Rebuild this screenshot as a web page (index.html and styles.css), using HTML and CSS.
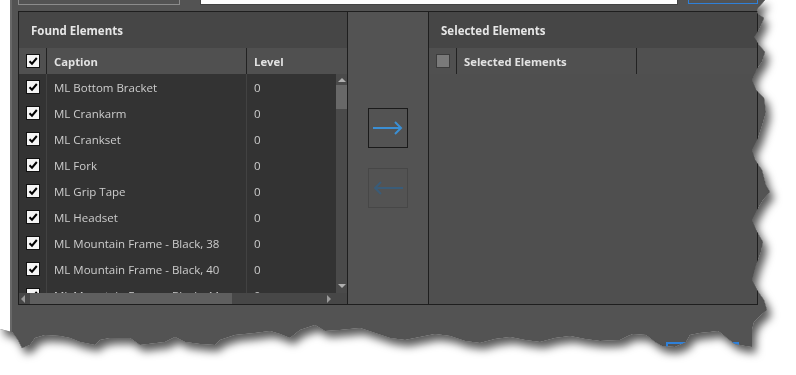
FILE: index.html
```html
<!DOCTYPE html>
<html lang="en">
<head>
    <meta charset="UTF-8">
    <title>Element Picker</title>
    <link rel="stylesheet" href="styles.css">
</head>
<body>
<div class="stage">
    <div class="shot">
        <div class="strip"></div>
        <div class="window">
            <div class="topbar">
                <div class="search-box"></div>
                <div class="text-input"></div>
                <div class="top-btn"></div>
            </div>

            <div class="panes">
                <!-- left: found elements -->
                <div class="pane found">
                    <div class="pane-title">Found Elements</div>
                    <div class="col-head">
                        <div class="cell cell-check"><span class="check on"></span></div>
                        <div class="cell cell-caption">Caption</div>
                        <div class="cell cell-level">Level</div>
                        <div class="cell cell-corner"></div>
                    </div>
                    <div class="list-body">
                        <ul class="list">
                            <li class="row"><div class="cell cell-check"><span class="check on"></span></div><div class="cell cell-caption">ML Bottom Bracket</div><div class="cell cell-level">0</div></li>
                            <li class="row"><div class="cell cell-check"><span class="check on"></span></div><div class="cell cell-caption">ML Crankarm</div><div class="cell cell-level">0</div></li>
                            <li class="row"><div class="cell cell-check"><span class="check on"></span></div><div class="cell cell-caption">ML Crankset</div><div class="cell cell-level">0</div></li>
                            <li class="row"><div class="cell cell-check"><span class="check on"></span></div><div class="cell cell-caption">ML Fork</div><div class="cell cell-level">0</div></li>
                            <li class="row"><div class="cell cell-check"><span class="check on"></span></div><div class="cell cell-caption">ML Grip Tape</div><div class="cell cell-level">0</div></li>
                            <li class="row"><div class="cell cell-check"><span class="check on"></span></div><div class="cell cell-caption">ML Headset</div><div class="cell cell-level">0</div></li>
                            <li class="row"><div class="cell cell-check"><span class="check on"></span></div><div class="cell cell-caption">ML Mountain Frame - Black, 38</div><div class="cell cell-level">0</div></li>
                            <li class="row"><div class="cell cell-check"><span class="check on"></span></div><div class="cell cell-caption">ML Mountain Frame - Black, 40</div><div class="cell cell-level">0</div></li>
                            <li class="row"><div class="cell cell-check"><span class="check on"></span></div><div class="cell cell-caption">ML Mountain Frame - Black, 44</div><div class="cell cell-level">0</div></li>
                        </ul>
                        <div class="vscroll">
                            <span class="arrow-up"></span>
                            <span class="vthumb"></span>
                            <span class="vspace"></span>
                            <span class="arrow-down"></span>
                        </div>
                    </div>
                    <div class="hscroll">
                        <div class="htrack">
                            <span class="arrow-left"></span>
                            <span class="hthumb"></span>
                            <span class="hspace"></span>
                            <span class="arrow-right"></span>
                        </div>
                        <div class="hcorner"></div>
                    </div>
                </div>

                <!-- middle: move buttons -->
                <div class="mover">
                    <button class="move-btn">
                        <svg width="38" height="38" viewBox="0 0 38 38"><path d="M4 19 H32 M26 13 L32 19 L26 25" fill="none" stroke="#3b8fd4" stroke-width="2"/></svg>
                    </button>
                    <button class="move-btn disabled">
                        <svg width="38" height="38" viewBox="0 0 38 38"><path d="M6 19 H34 M12 13 L6 19 L12 25" fill="none" stroke="#3a5c78" stroke-width="2"/></svg>
                    </button>
                </div>

                <!-- right: selected elements -->
                <div class="pane selected">
                    <div class="pane-title">Selected Elements</div>
                    <div class="col-head">
                        <div class="cell cell-check"><span class="check off"></span></div>
                        <div class="cell cell-sel">Selected Elements</div>
                        <div class="cell"></div>
                    </div>
                </div>
            </div>

            <div class="bottom">
                <div class="bottom-btn"></div>
                <div class="bottom-btn"></div>
            </div>
        </div>
    </div>
</div>
</body>
</html>
```

FILE: styles.css
```css
body{
    margin: 0;
    background-color: #fff;
    font-family: "Open Sans", "Noto Sans", sans-serif;
}
.stage{
    width: 796px;
    height: 375px;
    filter: drop-shadow(0 0 0.6px #2a2a2a) drop-shadow(4px 6px 4px rgba(0, 0, 0, .65));
}
/*torn screenshot edge*/
.shot{
    display: flex;
    width: 772px;
    height: 350px;
    background-color: #fff;
    clip-path: polygon(0 0, 765px 0, 758px 8px, 757px 13px, 764px 18px, 760px 28px, 754px 37px, 759px 45px, 765px 52px, 762px 62px, 756px 70px, 752px 80px, 756px 90px, 764px 98px, 766px 112px, 762px 126px, 758px 138px, 752px 150px, 755px 160px, 762px 170px, 766px 185px, 770px 192px, 763px 200px, 757px 210px, 752px 220px, 756px 230px, 763px 242px, 761px 252px, 756px 265px, 752px 280px, 757px 290px, 764px 300px, 767px 310px, 760px 316px, 754px 322px, 752px 330px, 752px 347px, 745px 346px, 735px 344px, 728px 339px, 722px 334px, 718px 331px, 710px 332px, 700px 333px, 690px 335px, 686px 342px, 675px 347px, 662px 346px, 655px 342px, 646px 335px, 633px 334px, 628px 336px, 620px 340px, 600px 341px, 585px 339px, 570px 336px, 555px 338px, 540px 342px, 525px 340px, 510px 337px, 495px 339px, 480px 343px, 465px 341px, 450px 336px, 435px 334px, 420px 337px, 405px 340px, 390px 338px, 375px 333px, 360px 328px, 340px 330px, 325px 331px, 315px 325px, 300px 330px, 290px 338px, 280px 334px, 270px 331px, 255px 333px, 235px 335px, 220px 340px, 215px 345px, 200px 344px, 185px 342px, 175px 337px, 165px 342px, 140px 345px, 130px 338px, 110px 338px, 100px 340px, 95px 345px, 80px 342px, 70px 338px, 60px 336px, 45px 335px, 35px 338px, 30px 345px, 22px 348px, 18px 340px, 12px 332px, 0 329px);
}
.strip{
    width: 10px;
    flex: none;
}
.window{
    flex: 1;
    display: flex;
    flex-direction: column;
    overflow: hidden;
    background-color: #535353;
    border-left: 2px solid #686868;
}
/*top bar remains*/
.topbar{
    flex: none;
    height: 11px;
    display: flex;
    align-items: flex-start;
    padding-left: 6px;
}
.search-box{
    width: 160px;
    height: 4px;
    border: 1px solid #8c8c8c;
    border-top: none;
}
.text-input{
    width: 476px;
    height: 4px;
    margin-left: 20px;
    background-color: #fff;
    border: 1px solid #444;
    border-top: none;
}
.top-btn{
    width: 68px;
    height: 3px;
    margin-left: 10px;
    border: 1px solid #2f80d8;
    border-top: none;
}
/*panes*/
.panes{
    flex: none;
    display: flex;
    width: 738px;
    height: 292px;
    margin-left: 6px;
    border: 1px solid #1e1e1e;
}
.pane{
    width: 328px;
    display: flex;
    flex-direction: column;
    background-color: #4f4f4f;
}
.pane-title{
    flex: none;
    height: 36px;
    line-height: 37px;
    padding-left: 12px;
    background-color: #464646;
    color: #e6e6e6;
    font-size: 11.5px;
    font-weight: bold;
}
.col-head{
    flex: none;
    height: 26px;
    display: flex;
    background-color: #505050;
    color: #e2e2e2;
    font-size: 11.3px;
    font-weight: bold;
}
.cell{
    display: flex;
    align-items: center;
    padding-left: 7px;
    box-sizing: border-box;
    white-space: nowrap;
    overflow: hidden;
}
.cell-check{
    width: 28px;
    border-right: 1px solid #222;
}
.cell-caption{
    width: 200px;
    border-right: 1px solid #222;
}
.cell-level{
    width: 89px;
}
.cell-corner{
    width: 11px;
    padding: 0;
}
.cell-sel{
    width: 180px;
    border-right: 1px solid #222;
}
.check{
    display: inline-block;
    width: 14px;
    height: 14px;
    box-sizing: border-box;
    border: 1px solid #111;
}
.check.on{
    background: #f4f4f4 url("data:image/svg+xml;utf8,<svg xmlns='http://www.w3.org/2000/svg' width='12' height='12' viewBox='0 0 12 12'><path d='M2.5 6.2 L5 8.7 L9.8 3' fill='none' stroke='black' stroke-width='2'/></svg>") no-repeat center;
}
.check.off{
    background-color: #7a7a7a;
    border-color: #3c3c3c;
}
.list-body{
    flex: none;
    height: 219px;
    display: flex;
    overflow: hidden;
}
.list{
    list-style: none;
    margin: 0;
    padding: 0;
    width: 317px;
    background-color: #333;
    color: #cdcdcd;
    font-size: 11.5px;
}
.row{
    height: 26px;
    display: flex;
}
.row .cell-check,
.row .cell-caption{
    border-right-color: #424242;
}
/*scrollbars*/
.vscroll{
    width: 11px;
    display: flex;
    flex-direction: column;
    align-items: center;
    background-color: #4a4a4a;
}
.arrow-up{
    margin-top: 4px;
    border: 4px solid transparent;
    border-top: none;
    border-bottom: 4px solid #b0b0b0;
}
.vthumb{
    width: 11px;
    height: 24px;
    margin-top: 3px;
    background-color: #686868;
}
.vspace{
    flex: 1;
}
.arrow-down{
    margin-bottom: 5px;
    border: 4px solid transparent;
    border-bottom: none;
    border-top: 4px solid #b0b0b0;
}
.hscroll{
    flex: none;
    height: 11px;
    display: flex;
    background-color: #474747;
}
.htrack{
    width: 317px;
    display: flex;
    align-items: center;
}
.arrow-left{
    margin-left: 2px;
    border: 4px solid transparent;
    border-left: none;
    border-right: 4px solid #9a9a9a;
}
.hthumb{
    width: 202px;
    height: 11px;
    margin-left: 5px;
    background-color: #5f5f5f;
}
.hspace{
    flex: 1;
}
.arrow-right{
    margin-right: 5px;
    border: 4px solid transparent;
    border-right: none;
    border-left: 4px solid #9a9a9a;
}
.hcorner{
    width: 11px;
}
/*middle*/
.mover{
    flex: none;
    width: 82px;
    display: flex;
    flex-direction: column;
    align-items: center;
    gap: 20px;
    padding-top: 96px;
    box-sizing: border-box;
    border-left: 1px solid #1e1e1e;
    border-right: 1px solid #1e1e1e;
    background-color: #535353;
}
.move-btn{
    width: 40px;
    height: 40px;
    padding: 0;
    border: 1px solid #1a1a1a;
    background: transparent;
    outline: none;
}
.move-btn svg{
    display: block;
}
.move-btn.disabled{
    border-color: #474747;
}
.selected{
    flex: 1;
}
/*bottom buttons*/
.bottom{
    flex: none;
    display: flex;
    padding: 37px 0 0 654px;
    gap: 5px;
}
.bottom-btn{
    width: 30px;
    height: 20px;
    border: 2px solid #2f80d8;
}
```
::::::
Work instructions = Search the listing for the string "index". Copy each line where it turns up.

The solution =
Rebuild this screenshot as a web page (index.html and styles.css), using HTML and CSS.
FILE: index.html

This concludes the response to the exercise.